Mr Risk of New Road in Shillingford, has tried to sue the Rose Bruford College in Sidcup, Kent, arguing that it had a duty of care to take action to stop him from injuring himself.

But a High Court judge yesterday dismissed his claims.

Last night, Mr Risk – who is now a tetraplegic, which means he suffers the partial or total loss of use of his limbs and torso – told The Oxford Mail he was disappointed by the decision and may appeal.

He said: “I have never denied that some of it was my fault and it always was.”

The paddling pool was one of the activities arranged at the college’s annual ball by Mr Risk and another student after they saw it at the previous year’s event.

But Mr Risk, who studied Scenic Arts, said: “The whole work was unsupervised.

“It could have been preventable. I do stand by the words that the college washed its hands of responsibility.”

Mr Risk, who lives independently with a live-in carer, said he could do design work on a computer and was now looking at careers involving theatre design and property management.

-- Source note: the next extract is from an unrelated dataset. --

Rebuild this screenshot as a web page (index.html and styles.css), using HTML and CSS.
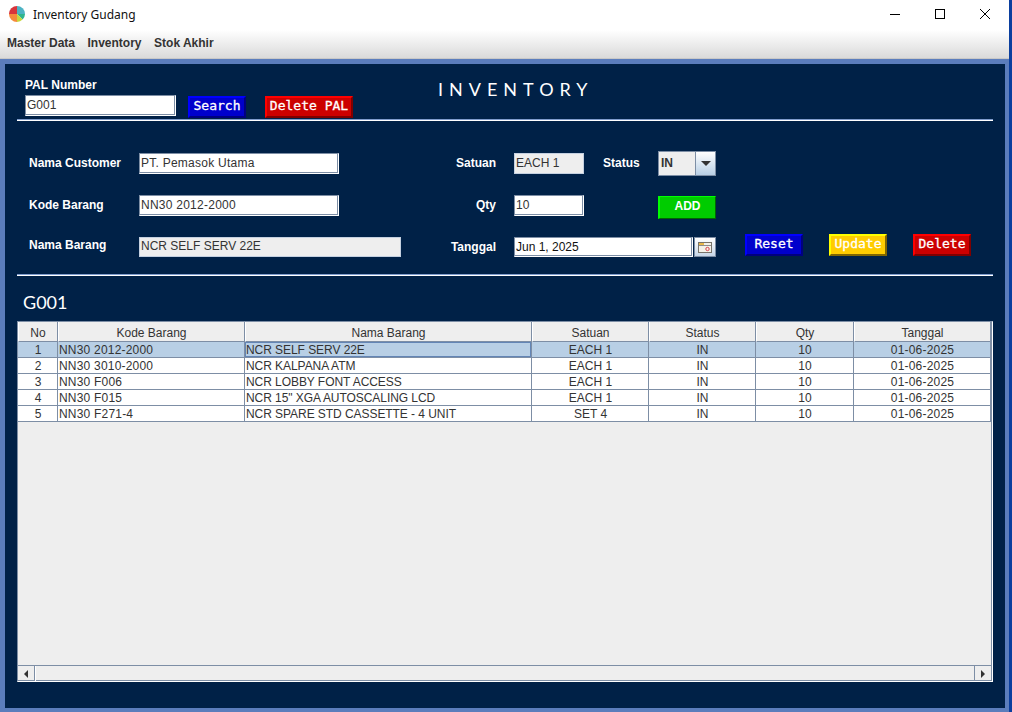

He added: “I could never rely on the compensation. I still consider myself lucky that I have the independent care I have.

“I need to feel like I have earned what I have. I do need to earn my way.

“It is difficult with things to do with my care and physically, it is difficult to know what I can do for the future.”

Witnesses told the court the student was attempting a belly-flop and, in his own evidence, Mr Risk said his actions were a “spur of the moment decision” and that he thought it was a “joyful thing to do”.

Justice Robert Jay said risk assessments were not adequate and supervision of the pool was “hit and miss”, but said Mr Risk’s claim failed because the college did not owe him a duty of care and that, even if it had, the accident was not “reasonably foreseeable”.

He said: “Throughout this trial the claimant acquitted himself with complete honesty, integrity and decency.

“He accepted that this was a spur of the moment decision, and I consider that it was out of character, or more precisely that no one should be judged on the basis of one-off impulsive actions.

“On a human level, I regret the conclusion that I have reached, but to my mind the legal principles are clear and the weight of authority overwhelming.”